In February 2021, Hodinkee announced it had acquired pre-owned luxury watch specialists Crown & Caliber. The watch market faced a downturn starting in early 2022, caused in part by the war in Ukraine and collapse of the crypto industry. By April 2024, there had been multiple rounds of layoffs, including a cut of almost 20 percent of its staff around September 2023. In December 2021, Bateman stepped down as CEO.

In October 2024, Hodinkee announced it had been acquired by Watches of Switzerland, a British-based watch retailer with more than 220 stores in the U.S. and U.K. As part of the deal, Clymer returned to active management as president, saying Hodinkee would refocus on content and move its e-commerce business into Watches of Switzerland. The company also announced that it had sold the Crown & Caliber brand to European Watch Company and that staff levels, at 88 as of 2019, were now around 35.

==Business model==
Hodinkee operates the Hodinkee.com website, providing editorial content related to watches, and Hodinkee shop, an ecommerce platform for watch enthusiasts and collectors interested in new and used luxury watches. The company sells Hodinkee-branded accessories, and also hosts pop-up events, with the goal of being a one stop online and offline shop for anyone with an interest in watches. The company sells advertising on its site, and also collaborates with luxury Swiss watchmakers to design collectible versions of their watches which are offered for sale on the Hodinkee website. Because Hodinkee partners with brands that it both reviews and advertises for sale, and because it is financed partly by the largest luxury brand owner in the world, some industry writers have suggested that the company's editorial integrity could be compromised.

Hodinkee has a large social media presence to both showcase watches and sell them. Its Instagram page has more 670,000 followers and its YouTube Page is viewed by over 80,000 people a day. On its YouTube page, Hodinkee not only examines individual watches, but also highlights the collections of prominent watch collectors.

==Collaborations==
Hodinkee collaborates with luxury brands to create collectible watches and related accessories.

In 2013, Hodinkee partnered with Swiss luxury watchmaker ochs und junior to produce two Junior Moonphase watches to celebrate their fifth birthday. Fashion designer Todd Snyder partners with Hodinkee for its vintage watches collection.
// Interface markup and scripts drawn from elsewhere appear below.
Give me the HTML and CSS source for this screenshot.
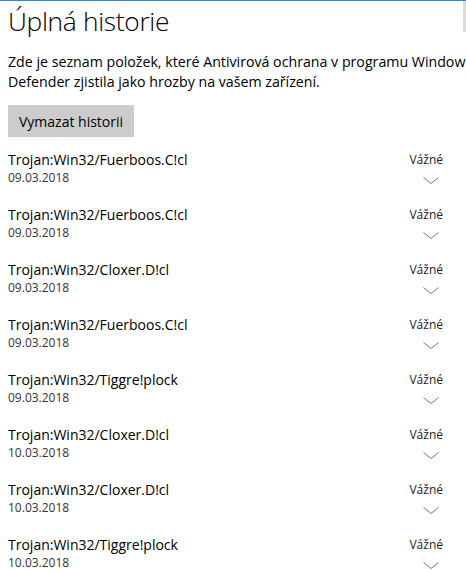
FILE: index.html
```html
<!DOCTYPE html>
<html lang="cs">
<head>
<meta charset="utf-8">
<link rel="stylesheet" href="styles.css">
</head>
<body>
<div class="scroll-thumb"></div>
<main class="page">
  <h1 class="title">Úplná historie</h1>
  <p class="intro">Zde je seznam položek, které Antivirová ochrana v programu Windows Defender zjistila jako hrozby na vašem zařízení.</p>
  <button class="btn">Vymazat historii</button>
  <ul class="list">
    <li class="item"><div class="info"><div class="name">Trojan:Win32/Fuerboos.C!cl</div><div class="date">09.03.2018</div></div><div class="side"><span class="sev">Vážné</span><svg class="chev" width="16" height="7" viewBox="0 0 16 7"><polyline points="0.5,0.5 8,6.5 15.5,0.5"/></svg></div></li>
    <li class="item"><div class="info"><div class="name">Trojan:Win32/Fuerboos.C!cl</div><div class="date">09.03.2018</div></div><div class="side"><span class="sev">Vážné</span><svg class="chev" width="16" height="7" viewBox="0 0 16 7"><polyline points="0.5,0.5 8,6.5 15.5,0.5"/></svg></div></li>
    <li class="item"><div class="info"><div class="name">Trojan:Win32/Cloxer.D!cl</div><div class="date">09.03.2018</div></div><div class="side"><span class="sev">Vážné</span><svg class="chev" width="16" height="7" viewBox="0 0 16 7"><polyline points="0.5,0.5 8,6.5 15.5,0.5"/></svg></div></li>
    <li class="item"><div class="info"><div class="name">Trojan:Win32/Fuerboos.C!cl</div><div class="date">09.03.2018</div></div><div class="side"><span class="sev">Vážné</span><svg class="chev" width="16" height="7" viewBox="0 0 16 7"><polyline points="0.5,0.5 8,6.5 15.5,0.5"/></svg></div></li>
    <li class="item"><div class="info"><div class="name">Trojan:Win32/Tiggre!plock</div><div class="date">09.03.2018</div></div><div class="side"><span class="sev">Vážné</span><svg class="chev" width="16" height="7" viewBox="0 0 16 7"><polyline points="0.5,0.5 8,6.5 15.5,0.5"/></svg></div></li>
    <li class="item"><div class="info"><div class="name">Trojan:Win32/Cloxer.D!cl</div><div class="date">10.03.2018</div></div><div class="side"><span class="sev">Vážné</span><svg class="chev" width="16" height="7" viewBox="0 0 16 7"><polyline points="0.5,0.5 8,6.5 15.5,0.5"/></svg></div></li>
    <li class="item"><div class="info"><div class="name">Trojan:Win32/Cloxer.D!cl</div><div class="date">10.03.2018</div></div><div class="side"><span class="sev">Vážné</span><svg class="chev" width="16" height="7" viewBox="0 0 16 7"><polyline points="0.5,0.5 8,6.5 15.5,0.5"/></svg></div></li>
    <li class="item"><div class="info"><div class="name">Trojan:Win32/Tiggre!plock</div><div class="date">10.03.2018</div></div><div class="side"><span class="sev">Vážné</span><svg class="chev" width="16" height="7" viewBox="0 0 16 7"><polyline points="0.5,0.5 8,6.5 15.5,0.5"/></svg></div></li>
  </ul>
</main>
</body>
</html>
```
FILE: styles.css
```css
html, body {
  margin: 0;
  padding: 0;
  background: #fff;
  overflow: hidden;
}
body {
  border-top: 1px solid #2b88d8;
  font-family: "Open Sans", "Noto Sans", sans-serif;
  color: #000;
  width: 466px;
  height: 571px;
  position: relative;
}
.scroll-thumb {
  position: absolute;
  top: 0;
  right: 0;
  width: 3px;
  height: 31px;
  background: #dcdcdc;
}
.page {
  padding-left: 8px;
  white-space: nowrap;
}
.title {
  margin: 0;
  font-size: 26.3px;
  font-weight: 300;
  line-height: 40px;
  letter-spacing: -0.3px;
}
.intro {
  margin: 11px 0 0;
  font-size: 14.2px;
  line-height: 20px;
  white-space: normal;
  width: 490px;
}
.btn {
  display: block;
  margin-top: 13px;
  border: 0;
  background: #cccccc;
  font-family: inherit;
  font-size: 14px;
  color: #000;
  height: 32px;
  padding: 0 11px;
}
.list {
  list-style: none;
  margin: 13px 0 0;
  padding: 0;
}
.item {
  display: flex;
  justify-content: space-between;
  height: 55px;
  padding-right: 23px;
}
.name {
  font-size: 14px;
  line-height: 20px;
}
.date {
  font-size: 12px;
  line-height: 16px;
  color: #333;
}
.side {
  display: flex;
  flex-direction: column;
  align-items: flex-end;
}
.sev {
  font-size: 12px;
  line-height: 20px;
  color: #222;
}
.chev {
  margin-top: 7px;
  margin-right: 4px;
  fill: none;
  stroke: #777;
  stroke-width: 1;
}
```
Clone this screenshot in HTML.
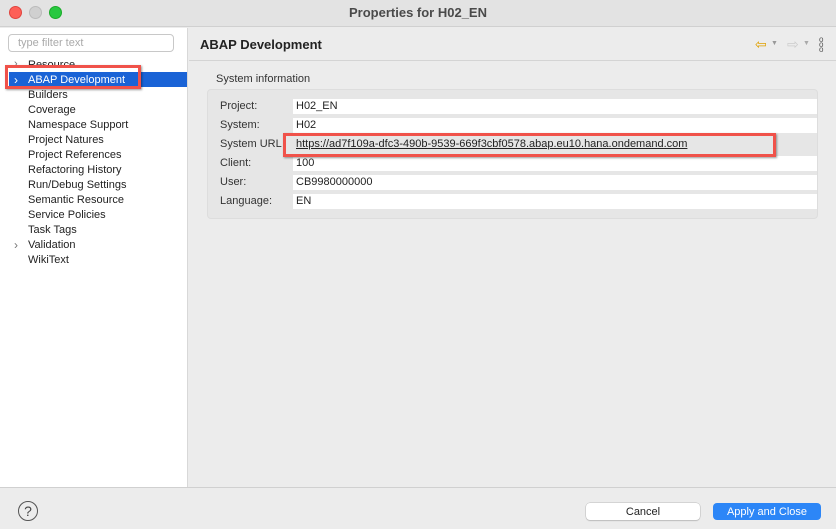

In 2015, the company partnered with Swiss watchmaker MB&F to build a ten-piece variant of the watchmaker's Legacy Machine 101. Hermès partnered with Hodinkee to create two limited edition Slim d'Hermès watches in a special shade of “Hodinkee blue.”

In 2018, the company collaborated with Swiss luxury watchmaker Omega SA for the Omega Speedmaster Hodinkee 10th Anniversary limited edition. The Swatch Sistem51 Blue Edition for Hodinkee is a Swiss Made mechanical watch, powered by Swatch's Sistem51 automatic movement, the first mechanical movement assembled entirely by machine which has the most affordable Hodinkee Limited Edition. Also in 2018, the company collaborated with TAG Heuer on the Autavia Calibre Heuer 02 and Carrera Skipper.

In 2019, Hodinkee partnered with IWC on a ceramic/titanium pilot watch limited to a production of 500 units. Also in 2019, the company partnered with German camera company Leica on the Leica M10-P "Ghost Edition" camera. For this limited edition, the top and bottom plates were coated in a matte gray paint, the engravings were filled in white, the traditional black leather was replaced with gray cowhide leather and it was missing Leica's red dot logo. The camera's design and choice of materials was inspired by a vintage Rolex Submariner belonging to Hodinkee CEO Benjamin Clymer. In December 2019, Hodinkee also collaborated with Seiko to reissue its Alpinist, replacing the green dial and brass indices with a blue dial and silver indices.

In December 2020, Hodinkee collaborated with Japanese electronics company Casio and John Mayer on the G-SHOCK Ref: 6900 by John Mayer. The watch was inspired by Mayer’s Casiotone SK-5 sampling keyboard he played growing up in Fairfield, CT in the 1980s.

==Sponsorship==

The company is a sponsor of the Horological Society of New York.